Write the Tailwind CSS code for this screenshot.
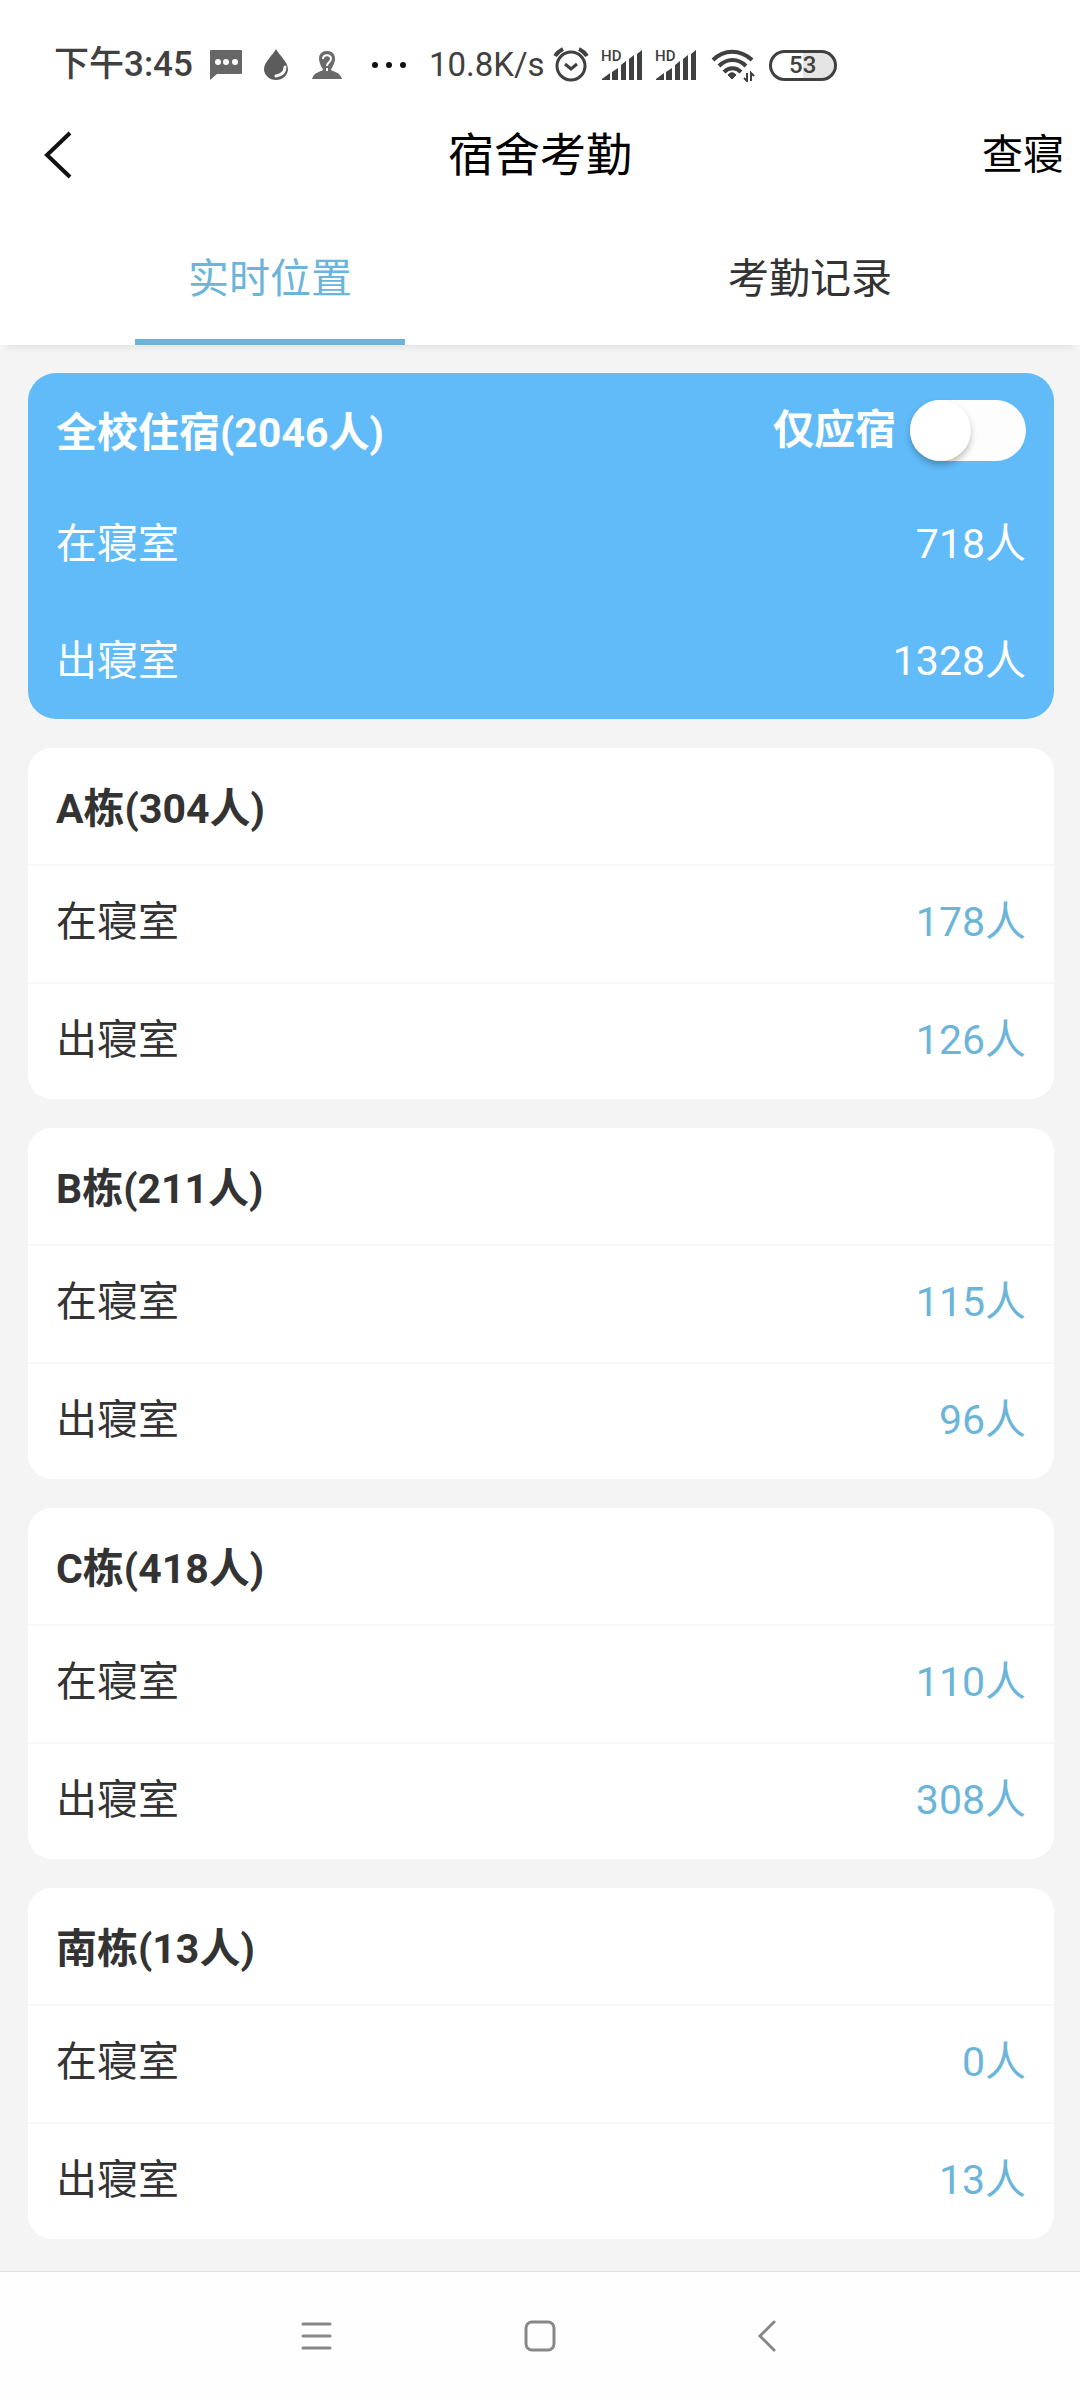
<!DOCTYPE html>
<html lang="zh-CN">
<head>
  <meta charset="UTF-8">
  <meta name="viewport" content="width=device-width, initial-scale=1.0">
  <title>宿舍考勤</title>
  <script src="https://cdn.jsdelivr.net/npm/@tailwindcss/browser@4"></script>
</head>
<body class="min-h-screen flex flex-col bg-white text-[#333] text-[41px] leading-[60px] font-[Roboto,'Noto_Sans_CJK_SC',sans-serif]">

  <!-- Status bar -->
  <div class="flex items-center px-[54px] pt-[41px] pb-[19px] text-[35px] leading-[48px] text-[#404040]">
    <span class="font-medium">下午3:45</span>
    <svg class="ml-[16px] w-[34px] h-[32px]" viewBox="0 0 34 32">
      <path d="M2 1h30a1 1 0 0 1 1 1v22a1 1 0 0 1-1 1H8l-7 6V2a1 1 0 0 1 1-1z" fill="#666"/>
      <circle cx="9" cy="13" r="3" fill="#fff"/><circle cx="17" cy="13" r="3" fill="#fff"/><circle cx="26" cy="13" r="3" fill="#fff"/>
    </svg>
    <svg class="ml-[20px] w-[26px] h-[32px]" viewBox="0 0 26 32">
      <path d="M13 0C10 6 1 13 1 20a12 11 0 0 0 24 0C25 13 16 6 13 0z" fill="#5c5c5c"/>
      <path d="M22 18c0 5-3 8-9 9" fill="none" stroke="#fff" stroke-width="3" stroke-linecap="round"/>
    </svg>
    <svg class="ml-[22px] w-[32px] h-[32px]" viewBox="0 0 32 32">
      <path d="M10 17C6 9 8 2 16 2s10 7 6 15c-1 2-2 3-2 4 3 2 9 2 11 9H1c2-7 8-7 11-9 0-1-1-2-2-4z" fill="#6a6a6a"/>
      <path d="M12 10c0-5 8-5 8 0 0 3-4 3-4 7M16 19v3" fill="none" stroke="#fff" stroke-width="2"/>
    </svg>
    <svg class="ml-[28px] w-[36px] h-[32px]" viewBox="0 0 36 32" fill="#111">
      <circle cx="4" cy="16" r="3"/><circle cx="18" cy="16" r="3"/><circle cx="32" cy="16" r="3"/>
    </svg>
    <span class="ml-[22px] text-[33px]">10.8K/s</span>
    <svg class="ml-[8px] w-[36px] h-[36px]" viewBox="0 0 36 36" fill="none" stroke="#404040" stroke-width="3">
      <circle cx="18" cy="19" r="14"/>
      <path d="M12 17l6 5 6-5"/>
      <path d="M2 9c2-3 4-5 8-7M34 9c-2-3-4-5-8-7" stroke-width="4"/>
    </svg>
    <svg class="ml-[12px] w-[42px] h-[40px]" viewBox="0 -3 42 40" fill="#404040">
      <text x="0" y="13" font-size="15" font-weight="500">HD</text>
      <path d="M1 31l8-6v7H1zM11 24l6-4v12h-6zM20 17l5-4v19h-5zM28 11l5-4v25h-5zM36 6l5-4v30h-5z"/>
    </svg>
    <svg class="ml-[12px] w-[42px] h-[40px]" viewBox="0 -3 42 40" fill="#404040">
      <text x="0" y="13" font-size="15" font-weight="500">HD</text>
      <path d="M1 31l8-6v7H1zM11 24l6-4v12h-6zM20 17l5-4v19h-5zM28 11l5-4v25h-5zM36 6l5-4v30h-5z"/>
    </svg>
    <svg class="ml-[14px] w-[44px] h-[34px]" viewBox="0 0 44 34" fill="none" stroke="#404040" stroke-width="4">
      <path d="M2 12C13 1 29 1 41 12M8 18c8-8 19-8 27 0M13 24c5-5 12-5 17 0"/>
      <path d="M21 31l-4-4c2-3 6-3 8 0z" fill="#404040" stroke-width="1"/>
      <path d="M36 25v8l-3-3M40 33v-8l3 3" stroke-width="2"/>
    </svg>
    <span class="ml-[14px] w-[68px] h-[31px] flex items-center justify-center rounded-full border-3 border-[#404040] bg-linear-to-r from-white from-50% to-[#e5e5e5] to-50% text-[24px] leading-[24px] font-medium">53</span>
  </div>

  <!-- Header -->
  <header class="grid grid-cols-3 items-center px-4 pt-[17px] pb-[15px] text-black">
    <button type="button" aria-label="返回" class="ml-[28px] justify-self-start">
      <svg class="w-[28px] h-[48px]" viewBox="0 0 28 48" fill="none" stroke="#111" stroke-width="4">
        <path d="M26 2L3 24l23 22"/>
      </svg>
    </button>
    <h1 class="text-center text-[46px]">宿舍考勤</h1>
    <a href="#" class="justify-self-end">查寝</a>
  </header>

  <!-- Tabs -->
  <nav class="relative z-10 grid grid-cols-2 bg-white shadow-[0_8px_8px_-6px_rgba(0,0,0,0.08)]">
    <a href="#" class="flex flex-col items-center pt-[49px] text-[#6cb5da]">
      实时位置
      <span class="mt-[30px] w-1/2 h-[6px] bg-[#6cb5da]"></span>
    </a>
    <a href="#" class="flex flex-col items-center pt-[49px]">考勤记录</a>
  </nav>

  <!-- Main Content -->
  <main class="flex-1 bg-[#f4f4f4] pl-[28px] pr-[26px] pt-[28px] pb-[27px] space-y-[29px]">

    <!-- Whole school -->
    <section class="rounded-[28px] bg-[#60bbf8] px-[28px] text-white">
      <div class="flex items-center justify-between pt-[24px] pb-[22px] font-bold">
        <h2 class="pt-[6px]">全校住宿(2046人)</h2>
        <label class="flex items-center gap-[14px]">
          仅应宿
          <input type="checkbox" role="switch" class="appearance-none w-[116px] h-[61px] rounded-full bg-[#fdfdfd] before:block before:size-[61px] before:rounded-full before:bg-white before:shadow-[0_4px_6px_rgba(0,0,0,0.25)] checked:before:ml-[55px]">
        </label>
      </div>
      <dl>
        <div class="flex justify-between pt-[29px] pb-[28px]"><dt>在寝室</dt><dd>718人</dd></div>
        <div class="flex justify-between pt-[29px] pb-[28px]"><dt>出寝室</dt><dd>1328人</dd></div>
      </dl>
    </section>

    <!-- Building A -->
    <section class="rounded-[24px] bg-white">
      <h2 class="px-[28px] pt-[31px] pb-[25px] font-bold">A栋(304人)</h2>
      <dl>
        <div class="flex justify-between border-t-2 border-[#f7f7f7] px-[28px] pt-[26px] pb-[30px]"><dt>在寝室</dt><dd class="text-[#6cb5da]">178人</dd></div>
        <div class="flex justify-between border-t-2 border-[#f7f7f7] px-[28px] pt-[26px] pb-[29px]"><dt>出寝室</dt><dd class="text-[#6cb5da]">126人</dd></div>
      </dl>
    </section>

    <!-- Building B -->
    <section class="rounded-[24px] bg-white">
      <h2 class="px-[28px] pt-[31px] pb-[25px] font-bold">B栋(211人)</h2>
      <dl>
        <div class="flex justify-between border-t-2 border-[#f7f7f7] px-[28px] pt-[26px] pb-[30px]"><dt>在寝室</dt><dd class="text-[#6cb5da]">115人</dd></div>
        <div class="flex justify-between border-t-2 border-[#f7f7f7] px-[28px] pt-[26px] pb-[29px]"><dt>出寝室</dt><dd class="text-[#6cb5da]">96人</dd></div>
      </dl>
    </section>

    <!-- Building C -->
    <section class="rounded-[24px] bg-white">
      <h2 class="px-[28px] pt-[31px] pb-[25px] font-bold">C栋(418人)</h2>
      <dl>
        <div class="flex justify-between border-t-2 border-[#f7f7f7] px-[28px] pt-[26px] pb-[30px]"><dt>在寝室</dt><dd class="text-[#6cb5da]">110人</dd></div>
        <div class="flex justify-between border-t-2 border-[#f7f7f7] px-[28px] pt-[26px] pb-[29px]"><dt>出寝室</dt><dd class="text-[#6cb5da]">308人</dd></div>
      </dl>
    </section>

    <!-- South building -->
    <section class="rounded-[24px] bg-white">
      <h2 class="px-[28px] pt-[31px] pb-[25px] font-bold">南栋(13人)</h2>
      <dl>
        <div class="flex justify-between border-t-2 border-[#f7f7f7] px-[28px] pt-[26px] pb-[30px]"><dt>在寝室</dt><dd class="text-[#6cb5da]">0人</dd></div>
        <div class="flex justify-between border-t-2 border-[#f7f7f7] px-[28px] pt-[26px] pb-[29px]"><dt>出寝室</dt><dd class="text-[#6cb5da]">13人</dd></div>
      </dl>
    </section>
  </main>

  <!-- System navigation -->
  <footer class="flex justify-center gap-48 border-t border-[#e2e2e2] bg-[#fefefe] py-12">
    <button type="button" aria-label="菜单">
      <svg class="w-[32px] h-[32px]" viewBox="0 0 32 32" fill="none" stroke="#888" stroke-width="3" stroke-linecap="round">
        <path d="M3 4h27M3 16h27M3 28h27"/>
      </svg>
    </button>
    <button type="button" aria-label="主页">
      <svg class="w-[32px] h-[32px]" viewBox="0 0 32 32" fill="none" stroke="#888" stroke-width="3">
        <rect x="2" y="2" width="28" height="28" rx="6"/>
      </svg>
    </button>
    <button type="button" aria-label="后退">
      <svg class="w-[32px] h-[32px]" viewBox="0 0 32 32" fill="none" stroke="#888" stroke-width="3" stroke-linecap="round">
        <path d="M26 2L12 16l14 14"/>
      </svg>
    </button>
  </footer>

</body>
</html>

*Task to carry out*: Skip the pictures and restate exactly the lines from the beginning of the listing to the line with "flex flex-col bg-white", that line included.

*The result*:
Write the Tailwind CSS code for this screenshot.
<!DOCTYPE html>
<html lang="zh-CN">
<head>
  <meta charset="UTF-8">
  <meta name="viewport" content="width=device-width, initial-scale=1.0">
  <title>宿舍考勤</title>
  <script src="https://cdn.jsdelivr.net/npm/@tailwindcss/browser@4"></script>
</head>
<body class="min-h-screen flex flex-col bg-white text-[#333] text-[41px] leading-[60px] font-[Roboto,'Noto_Sans_CJK_SC',sans-serif]">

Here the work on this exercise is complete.